Suddenly, at least in parts of the blogosphere, it's hip to be old — a paradoxical twist for a youth-obsessed nation that injects, pulls and carves away any semblance of age. The "olds" (as sites like Gawker.com dub those old enough to remember rotary phones) are the subject of Facebook fan pages, YouTube shows, Twitter feeds and even fashion blogs.

Why is our youth-obsessed society suddenly so fascinated with the 65-plus set.
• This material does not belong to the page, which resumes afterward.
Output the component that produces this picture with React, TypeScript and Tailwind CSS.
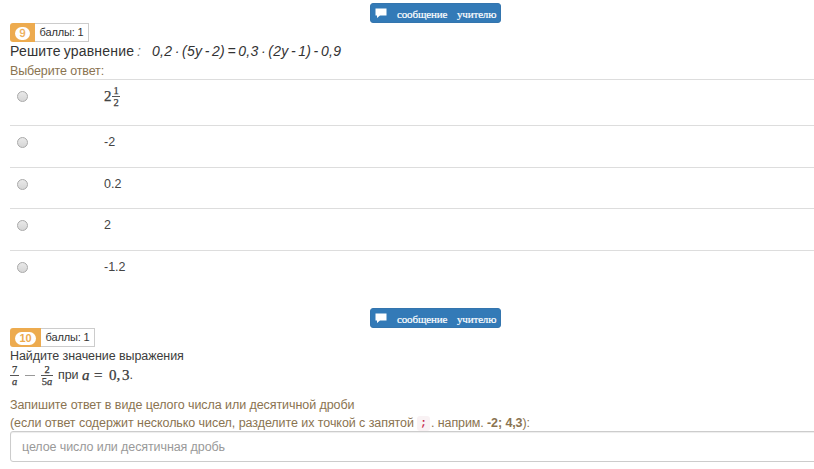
import React from "react";

const sans = "font-['Liberation_Sans',Arial,sans-serif]";
const math =
  "font-['Liberation_Serif','Times_New_Roman',serif] [-webkit-text-stroke:0.25px_#333]";

function MessageButton() {
  return (
    <button className="ml-[370px] flex h-[20px] w-[131px] items-center rounded-[3px] border border-[#3475ae] bg-[#337ab7] pl-[4px] font-['Liberation_Serif','Times_New_Roman',serif] text-[11px] leading-[18px] tracking-[-0.15px] text-white [-webkit-text-stroke:0.2px_white]">
      <svg width="12" height="12" viewBox="0 0 12 12" className="mb-[1px] shrink-0">
        <path d="M0.5 1.5h11v7H5L2 11V8.500h-1.500z" fill="white" />
      </svg>
      <span className="ml-[10px] mt-[2px] w-[50px] whitespace-nowrap text-left">сообщение</span>
      <span className="ml-[10px] mt-[2px] whitespace-nowrap">учителю</span>
    </button>
  );
}

function TaskBadge({ number, wide }: { number: string; wide?: boolean }) {
  return (
    <div className="flex h-[19px] items-stretch">
      <div
        className={`flex items-center justify-center rounded-l-[3px] bg-[#edab4f] pt-px ${wide ? "w-[31px]" : "w-[25px]"}`}
      >
        <span
          className={`flex h-[13px] items-center justify-center rounded-full bg-white pt-px text-[11px] leading-[11px] text-[#edab4f] ${wide ? "w-[21px] font-bold" : "w-[15px] [-webkit-text-stroke:0.3px_#edab4f]"}`}
        >
          {number}
        </span>
      </div>
      <div className="flex w-[54px] items-center justify-center border border-l-0 border-[#ccc] text-[11px] tracking-[-0.15px] whitespace-nowrap text-[#333]">
        баллы: 1
      </div>
    </div>
  );
}

function Fraction({ top, bottom, width }: { top: React.ReactNode; bottom: React.ReactNode; width: string }) {
  return (
    <span className={`inline-flex flex-col items-center text-[10.5px] leading-[9px] ${math} ${width}`}>
      <span className="h-[10px]">{top}</span>
      <span className="h-px w-full bg-[#555]" />
      <span className="h-[10px] pt-px">{bottom}</span>
    </span>
  );
}

function Answer({ children, height }: { children: React.ReactNode; height: string }) {
  return (
    <label className={`flex items-start border-t border-[#ddd] ${height}`}>
      <span className="mt-[11px] ml-[7px] size-[11px] shrink-0 rounded-full border border-[#a9a9a9] bg-gradient-to-b from-[#e9e9e9] to-[#d6d6d6]" />
      <span className="mt-[8px] ml-[76px] flex h-[17px] items-center text-[12.5px] text-[#444]">{children}</span>
    </label>
  );
}

export default function App() {
  return (
    <div className={`h-[469px] w-[814px] overflow-hidden bg-white pt-[3px] text-[#3c3c3c] ${sans}`}>
      <section className="h-[305px]">
        <MessageButton />
        <div className="pl-[10px]">
          <TaskBadge number="9" />
          <div className="flex h-[20px] items-center pb-[2px] text-[14px] whitespace-pre text-[#333]">
            <span className="w-[142px] tracking-[0.2px] [word-spacing:-1.2px]">Решите уравнение<span className="text-[#777] italic"> :</span></span>
            <span className="tracking-[0.3px] italic [word-spacing:-1.85px]">0,2 · (5y - 2) = 0,3 · (2y - 1) - 0,9</span>
          </div>
          <div className="h-[17px] text-[12.5px] leading-[18px] tracking-[-0.12px] text-[#8a7350]">Выберите ответ:</div>
          <Answer height="h-[46px]">
            <span className={`w-[8px] text-[15px] ${math}`}>2</span>
            <Fraction top="1" bottom="2" width="w-[8px]" />
          </Answer>
          <Answer height="h-[42px]">-2</Answer>
          <Answer height="h-[41px]">0.2</Answer>
          <Answer height="h-[42px]">2</Answer>
          <Answer height="h-[42px]">-1.2</Answer>
        </div>
      </section>
      <section>
        <MessageButton />
        <div className="pl-[10px]">
          <TaskBadge number="10" wide />
          <div className="h-[17px] text-[12.5px] leading-[18px] tracking-[-0.08px] whitespace-nowrap">Найдите значение выражения</div>
          <div className="flex h-[23px] items-center text-[12.5px] whitespace-pre">
            <Fraction top="7" bottom={<i>a</i>} width="w-[9px]" />
            <span className="w-[22px] px-[6px]">
              <span className="block h-px w-[10px] bg-[#999]" />
            </span>
            <Fraction top="2" bottom={<>5<i>a</i></>} width="w-[12px]" />
            <span className="ml-[5px] w-[24px] tracking-[-0.1px]">при</span>
            <span className={`flex text-[15px] ${math}`}>
              <i className="w-[12px]">a</i>
              <span className="w-[15px]">=</span>
              <span className="w-[13px]">0,</span>
              <span>3</span>
            </span>
            <span>.</span>
          </div>
          <div className="mt-[9px] text-[12.5px] leading-[18px] tracking-[-0.07px] whitespace-nowrap text-[#8a7350]">
            <div>Запишите ответ в виде целого числа или десятичной дроби</div>
            <div className="flex h-[17px] whitespace-pre">
              <span className="w-[403px]">(если ответ содержит несколько чисел, разделите их точкой с запятой</span>
              <code className="mt-[2px] ml-[4px] h-[15px] w-[13px] rounded-[3px] bg-[#f9f2f4] text-center font-['Liberation_Mono',monospace] text-[11px] leading-[15px] font-bold text-[#c7254e]">;</code>
              <span className="ml-px tracking-[-0.1px]">. наприм. <b>-2; 4,3</b>):</span>
            </div>
          </div>
          <input
            className="block h-[31px] w-[820px] rounded-[3px] border border-[#ccc] px-[11px] text-[12.5px] tracking-[-0.1px] shadow-[inset_0_1px_1px_rgba(0,0,0,0.075)] outline-none placeholder:text-[#999] placeholder:opacity-100"
            placeholder="целое число или десятичная дробь"
          />
        </div>
      </section>
    </div>
  );
}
For one thing, they are almost exotic creatures in our fractured modern lives, glimpsed only on major holidays.

"There's been a fragmentation of the family, and older people seemed to be left behind — put them in a home and put them away," Flowers said by phone from Paris, where she was getting her hair twisted into platinum white spikes. "My grandmother was my life!" said Flowers, noting ruefully that she lives more than 100 miles away from her grandson.

Not surprisingly, this interest in the elderly is also somewhat narcissistic. It's not like young hipsters are gleaning bits of history from these grandparental figures, as Ruth Flowers did when she was young, learning about the Titanic and other world events.

No, they're interested in one subject above all else: themselves.